We have explored the dynamics and energy budgets of the oceanic general circulation and its associated mesoscale eddy field in a number of papers employing idealized models, realistic ocean general circulation models, in-situ observations, and satellite observations.
The wind puts about 1 TW of energy into the oceanic general circulation and mesoscale eddy field. The mesoscale eddies, which have length scales of order 100 km and time scales of order 30 days, arise from instabilities of the general circulation. In recent years there has been an explosion of interest in, and knowledge of, submesoscale eddies, which as the name implies have smaller scales than mesocale eddies.
A question of great interest for the oceanographic community is the fate of the energy put into the eddying general circulation. We have examined several aspects of this question. In Sen et al. (2008), Arbic et al. (2009), and Wright et al. (2012) we demonstrated that an important fraction of the wind power input is likely dissipated by quadratic bottom boundary layer drag. In Trossman et al. (2013, 2016) we implemented a parameterized topographic internal lee wave drag scheme into global eddying simulations of the HYbrid Coordinate Ocean Model. Trossman et al. (2013, 2016) showed that wave drag impacts the ocean model energy budget to first order, and has a measurable impact on the statistics of mesoscale eddies in the model.
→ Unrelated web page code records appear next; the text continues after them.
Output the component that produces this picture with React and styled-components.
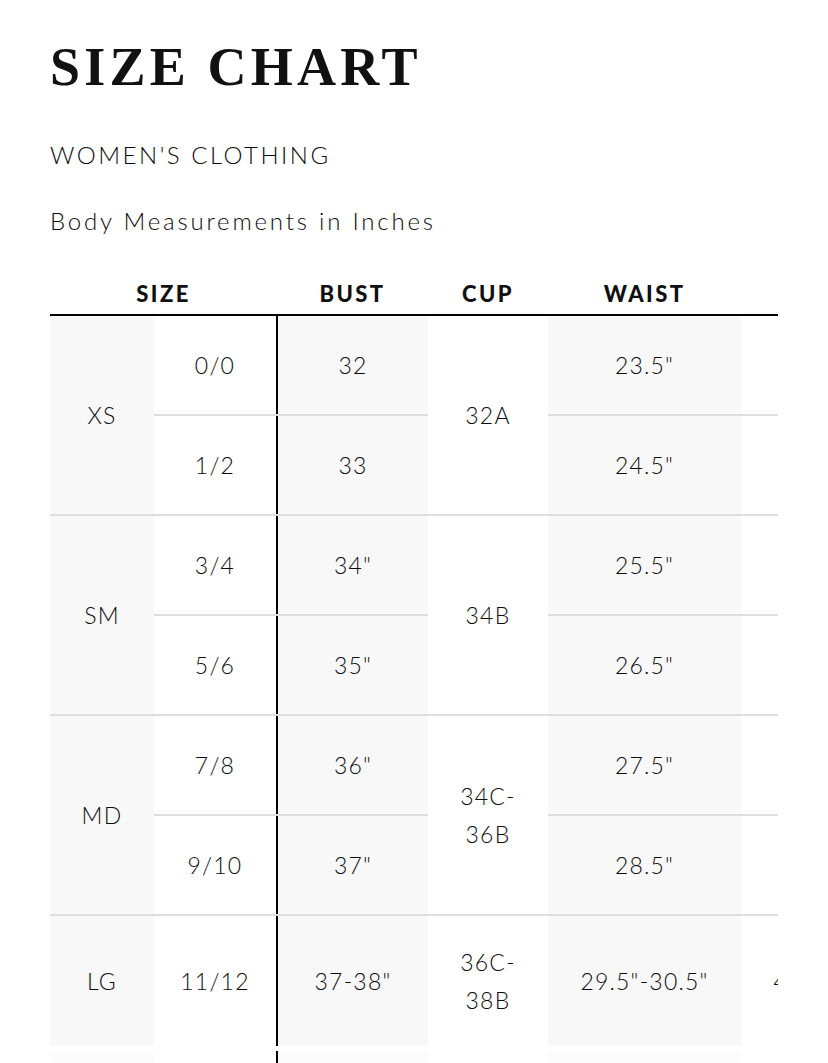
import React from "react";
import styled, { createGlobalStyle } from "styled-components";

const GlobalStyle = createGlobalStyle`
  html, body {
    margin: 0;
    padding: 0;
    background: #fff;
  }
  body {
    font-family: Lato, "Open Sans", sans-serif;
    color: #111;
  }
`;

const groups = [
  {
    label: "XS",
    cup: ["32A"],
    rows: [
      { size: "0/0", bust: "32", waist: '23.5"', hip: '33.5"' },
      { size: "1/2", bust: "33", waist: '24.5"', hip: '34.5"' },
    ],
  },
  {
    label: "SM",
    cup: ["34B"],
    rows: [
      { size: "3/4", bust: '34"', waist: '25.5"', hip: '35.5"' },
      { size: "5/6", bust: '35"', waist: '26.5"', hip: '36.5"' },
    ],
  },
  {
    label: "MD",
    cup: ["34C-", "36B"],
    rows: [
      { size: "7/8", bust: '36"', waist: '27.5"', hip: '37.5"' },
      { size: "9/10", bust: '37"', waist: '28.5"', hip: '38.5"' },
    ],
  },
  {
    label: "LG",
    cup: ["36C-", "38B"],
    tall: true,
    rows: [{ size: "11/12", bust: '37-38"', waist: '29.5"-30.5"', hip: '40.5"-41.5"' }],
  },
  {
    label: "XL",
    cup: ["38C-", "40B"],
    faded: true,
    rows: [{ size: "13/14", bust: '39-40"', waist: '31.5"-32.5"', hip: '42.5"-43.5"' }],
  },
];

const Page = styled.div`
  padding: 40px 0 0 50px;
  width: 728px;
`;

const Title = styled.h1`
  margin: 0;
  font-family: "Liberation Serif", "Times New Roman", serif;
  font-weight: 700;
  font-size: 54px;
  line-height: 54px;
  letter-spacing: 4.2px;
  color: #111;
`;

const Category = styled.h2`
  margin: 46px 0 0;
  font-size: 24px;
  line-height: 30px;
  font-weight: 300;
  letter-spacing: 2.5px;
  color: #0d0d0d;
`;

const Subtitle = styled.p`
  margin: 36px 0 0;
  font-size: 24px;
  line-height: 30px;
  font-weight: 300;
  letter-spacing: 2.8px;
  color: #0d0d0d;
`;

const TableWrap = styled.div`
  margin-top: 32px;
  width: 728px;
  overflow: hidden;
`;

const Table = styled.table`
  border-collapse: collapse;
  table-layout: fixed;
  width: 1100px;
`;

const Head = styled.th`
  height: 42px;
  padding: 4px 0 0;
  font-size: 22px;
  font-weight: 900;
  letter-spacing: 2.4px;
  text-align: center;
  color: #111;
  border-bottom: 2px solid #000;
`;

const Cell = styled.td`
  height: ${(p) => (p.tall ? 130 : 98)}px;
  padding: 0 4px;
  text-align: center;
  vertical-align: middle;
  font-size: 23px;
  font-weight: 300;
  line-height: 38px;
  letter-spacing: 1.2px;
  color: #0d0d0d;
  background: ${(p) => (p.shade ? "#f8f8f8" : "#fff")};
  border-bottom: 2px solid #dedede;
  border-right: ${(p) => (p.divider ? "2px solid #000" : "none")};
`;

const Row = styled.tr`
  opacity: ${(p) => (p.faded ? 0.35 : 1)};
  & > td {
    border-top: ${(p) => (p.faded ? "5px solid #fff" : "none")};
  }
`;

const cols = [104, 123, 151, 120, 193, 193, 216];

const SizeGroup = ({ group }) =>
  group.rows.map((r, i) => (
    <Row key={r.size} faded={group.faded}>
      {i === 0 && (
        <Cell shade rowSpan={group.rows.length}>
          {group.label}
        </Cell>
      )}
      <Cell tall={group.tall} divider>
        {r.size}
      </Cell>
      <Cell shade>{r.bust}</Cell>
      {i === 0 && (
        <Cell rowSpan={group.rows.length}>
          {group.cup.map((c) => (
            <div key={c}>{c}</div>
          ))}
        </Cell>
      )}
      <Cell shade>{r.waist}</Cell>
      <Cell>{r.hip}</Cell>
      <Cell shade />
    </Row>
  ));

export default function App() {
  return (
    <>
      <GlobalStyle />
      <Page>
        <Title>SIZE CHART</Title>
        <Category>WOMEN'S CLOTHING</Category>
        <Subtitle>Body Measurements in Inches</Subtitle>
        <TableWrap>
          <Table>
            <colgroup>
              {cols.map((w, i) => (
                <col key={i} style={{ width: w }} />
              ))}
            </colgroup>
            <thead>
              <tr>
                <Head colSpan={2}>SIZE</Head>
                <Head>BUST</Head>
                <Head>CUP</Head>
                <Head>WAIST</Head>
                <Head>HIP</Head>
                <Head>INSEAM</Head>
              </tr>
            </thead>
            <tbody>
              {groups.map((g) => (
                <SizeGroup key={g.label} group={g} />
              ))}
            </tbody>
          </Table>
        </TableWrap>
      </Page>
    </>
  );
}
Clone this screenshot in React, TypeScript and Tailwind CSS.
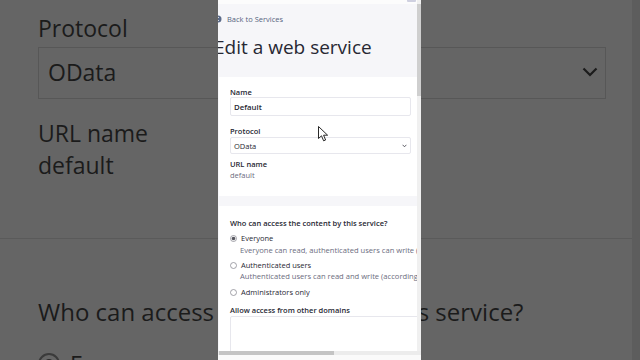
import React from "react";

function Radio({ checked }: { checked?: boolean }) {
  return (
    <svg width="7" height="7" viewBox="0 0 7 7" className="shrink-0">
      <circle cx="3.5" cy="3.5" r="3" fill="#fff" stroke="#8c8c94" strokeWidth="0.8" />
      {checked && <circle cx="3.5" cy="3.5" r="1.8" fill="#55555e" />}
    </svg>
  );
}

export default function App() {
  return (
    <div className="relative w-[640px] h-[360px] overflow-hidden bg-[#656565] font-['Open_Sans',sans-serif]">
      {/* blurred enlarged background */}
      <div className="flex h-full">
        <div className="flex-1 flex flex-col text-[#1b1b1b]">
          <div className="pl-[38px] pr-[26px]">
            <div className="mt-[14px] text-[23px] leading-[28px]">Protocol</div>
            <div className="mt-[5px] h-[52px] border border-[#575757] flex items-center justify-between pl-[9px] pr-[7px] pb-[3px]">
              <span className="text-[23px] leading-[28px]">OData</span>
              <svg width="16" height="10" viewBox="0 0 16 10">
                <path d="M1.5 1.5 L8 8 L14.5 1.5" fill="none" stroke="#1b1b1b" strokeWidth="2.2" />
              </svg>
            </div>
            <div className="mt-[20px] text-[23px] leading-[28px]">URL name</div>
            <div className="mt-[4px] text-[23px] leading-[28px]">default</div>
          </div>
          <div className="mt-[59px] h-[28px] bg-[#616161] border-b border-[#5a5a5a]" />
          <div className="pl-[38px] mt-[59px] text-[24px] leading-[28px] whitespace-nowrap">
            Who can access the content by this service?
          </div>
          <div className="pl-[38px] mt-[27px] flex items-start gap-[10px]">
            <div className="w-[22px] h-[22px] shrink-0 rounded-full border-[2px] border-[#3a3a3a] flex items-center justify-center">
              <div className="w-[10px] h-[10px] rounded-full bg-[#2a2a2a]" />
            </div>
            <span className="text-[23px] leading-[28px] mt-[-3px]">Everyone</span>
          </div>
        </div>
        <div className="w-[8px] bg-[#5d5d5d]" />
      </div>

      {/* portrait video panel */}
      <div className="absolute left-[218px] top-0 w-[203px] h-[360px] flex flex-col bg-[#f6f6f9] overflow-hidden">
        <div className="flex-1 flex min-h-0">
          <div className="flex-1 min-w-0 overflow-hidden flex flex-col">
            <div className="h-[4px] shrink-0 bg-[#fcfcfc]" />
            <div className="ml-[-4px] w-[203px] shrink-0">
              {/* header */}
              <div className="pt-[10px] pb-[18px]">
                <div className="flex items-center h-[10px] gap-[5px]">
                  <svg width="8" height="8" viewBox="0 0 8 8" className="shrink-0">
                    <circle cx="4" cy="4" r="3.5" fill="#5b6b8a" />
                    <path d="M4.8 2 L3 4 L4.8 6" fill="none" stroke="#fff" strokeWidth="0.9" />
                  </svg>
                  <span className="text-[7.5px] leading-[10px] text-[#56657f]">Back to Services</span>
                </div>
                <div className="mt-[11px] text-[19px] leading-[24px] text-[#272833] whitespace-nowrap">
                  Edit a web service
                </div>
              </div>

              {/* card 1 */}
              <div className="ml-[5px] bg-white pl-[11px] pt-[10px] pb-[16px]">
                <div className="text-[7.5px] leading-[10px] font-semibold text-[#272833]">Name</div>
                <div className="w-[181px] h-[19px] border border-[#e7e7ed] rounded-[2px] bg-white flex items-center pl-[3px]">
                  <span className="text-[7.8px] leading-[10px] font-semibold text-[#272833]">Default</span>
                </div>
                <div className="mt-[10px] text-[7.5px] leading-[10px] font-semibold text-[#272833]">Protocol</div>
                <div className="mt-[1px] w-[181px] h-[17px] border border-[#e7e7ed] rounded-[2px] bg-white flex items-center justify-between pl-[3px] pr-[3px]">
                  <span className="text-[7.5px] leading-[10px] text-[#272833]">OData</span>
                  <svg width="5" height="4" viewBox="0 0 5 4">
                    <path d="M0.6 0.8 L2.5 2.8 L4.4 0.8" fill="none" stroke="#3a3a44" strokeWidth="0.8" />
                  </svg>
                </div>
                <div className="mt-[5px] text-[7.5px] leading-[10px] font-semibold text-[#272833]">URL name</div>
                <div className="mt-[1px] text-[7.5px] leading-[10px] text-[#6b6c7e]">default</div>
              </div>

              <div className="h-[10px]" />

              {/* card 2 */}
              <div className="ml-[5px] bg-white pl-[11px] pt-[12px] pb-[20px]">
                <div className="text-[7.5px] leading-[10px] font-semibold text-[#272833] whitespace-nowrap">
                  Who can access the content by this service?
                </div>
                <div className="mt-[5px] flex items-center gap-[4px] h-[10px]">
                  <Radio checked />
                  <span className="text-[7.5px] leading-[10px] text-[#272833]">Everyone</span>
                </div>
                <div className="mt-[2px] pl-[10px] text-[7.6px] leading-[10px] text-[#6b6c7e] whitespace-nowrap">
                  Everyone can read, authenticated users can write (according to permissions)
                </div>
                <div className="mt-[5px] flex items-center gap-[4px] h-[10px]">
                  <Radio />
                  <span className="text-[7.5px] leading-[10px] text-[#272833]">Authenticated users</span>
                </div>
                <div className="mt-[1px] pl-[10px] text-[7.6px] leading-[10px] text-[#6b6c7e] whitespace-nowrap">
                  Authenticated users can read and write (according to permissions)
                </div>
                <div className="mt-[6px] flex items-center gap-[4px] h-[10px]">
                  <Radio />
                  <span className="text-[7.5px] leading-[10px] text-[#272833]">Administrators only</span>
                </div>
                <div className="mt-[8px] text-[7.5px] leading-[10px] font-semibold text-[#272833] whitespace-nowrap">
                  Allow access from other domains
                </div>
                <div className="mt-[1px] w-[220px] h-[60px] border border-[#e7e7ed] rounded-[2px] bg-white" />
              </div>
            </div>
          </div>
          {/* vertical scrollbar */}
          <div className="w-[4px] shrink-0 bg-[#f0f0f0] flex flex-col">
            <div className="h-[4px]" />
            <div className="h-[92px] bg-[#cfcfcf]" />
          </div>
        </div>
        {/* horizontal scrollbar */}
        <div className="h-[4px] shrink-0 flex bg-[#ececec]">
          <div className="ml-[1px] w-[115px] bg-[#c4c4c4]" />
        </div>
        <div className="h-[5px] shrink-0 bg-[#fafafa]" />
        <div className="absolute top-0 left-[189px] w-[9px] h-[2px] rounded-b-[1px] bg-[#cfd0e0]" />
      </div>

      {/* mouse pointer */}
      <svg className="absolute left-[318px] top-[126px]" width="11" height="16" viewBox="0 0 11 16">
        <path
          d="M0.5 0.5 L0.5 12.5 L3.5 9.8 L5.6 14.8 L7.6 14 L5.6 9.2 L9.6 9.2 Z"
          fill="#fff"
          stroke="#111"
          strokeWidth="0.9"
          strokeLinejoin="round"
        />
      </svg>
    </div>
  );
}
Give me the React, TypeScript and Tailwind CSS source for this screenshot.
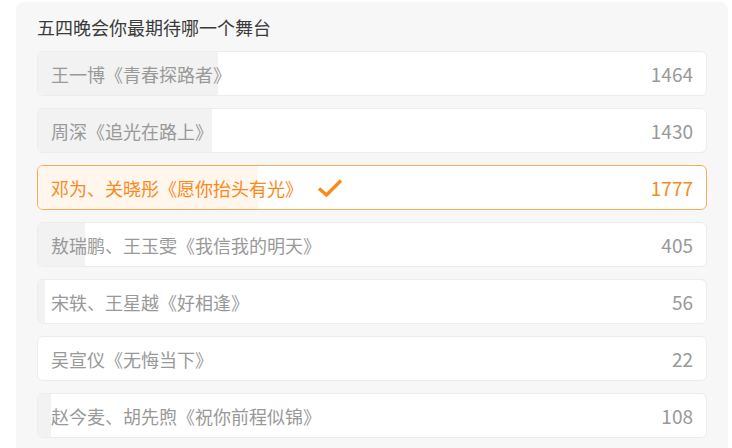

Trossman et al. (2015) compared the dissipation predicted by parameterized drag schemes with measurements made from microstructure observations.
The oceanic inverse kinetic energy cascade has been explored using spectral kinetic energy fluxes in Scott and Arbic (2007) , who showed that baroclinic kinetic energy undergoes an inverse cascade alongside the well-known barotropic inverse cascade, and Arbic et al. (2013), which showed that the forward cascade at smaller scales seen in gridded satellite altimeter products may be imitated in idealized quasi-geostrophic turbulence models with something akin to an eddy viscosity, but may also be due to the spatial and temporal filtering inherent in the construction of the gridded products.
The impact of bottom drag on eddy statistics was examined in idealized models in Arbic et al. (2004—JPO pp. 2257-2273) , Arbic et al. (2007), and Arbic and Scott (2008). As in other studies, we found a great sensitivity of eddy horizontal length scales, energy levels, and vertical structure to the strength of bottom drag. Our work explored baroclinic QG turbulence with quadratic bottom drag for the first time, and explored the strong drag limit of QG turbulence for the first time. Trossman et al. (2017) demonstrated that the sensitivities of eddy vertical structure to drag strength seen in idealized QG turbulence models are also seen in more realistic ocean general circulation models, but that the sensitivities of eddy horizontal length scales to bottom drag are greatly reduced in realistic models, due to the mediating effects of bottom topography.
In other papers on this topic, we have examined the dynamics of vortices and jets in Arbic et al. (2003, 2004—JPO pp. 77-93), Scott et al. (2008), and Morten et al. (2017), and we explored the use of higher-order stencils to compute geostrophic velocities from altimeter sea surface heights (Arbic et al. 2012 JGR). The latter paper inspired AVISO to use higher-order stencils to compute geostrophic velocities in its products.
We have compared the low-frequency eddy kinetic energy (presumed to be dominated by mesoscale eddies) in several realistic oceanic general circulation models with low-frequency eddy kinetic energy computed from moored current meters (Scott et al. 2010). We have performed a philosophically similar exercise for tidal kinetic energy in Timko et al. (2012, 2013), and for low-frequency eddy available potential energy in Luecke et al. (2017). The Luecke et al. (2017) study also includes comparisons of modeled EAPE with EAPE computed from Argo by other investigators (Roullet et al. 2014).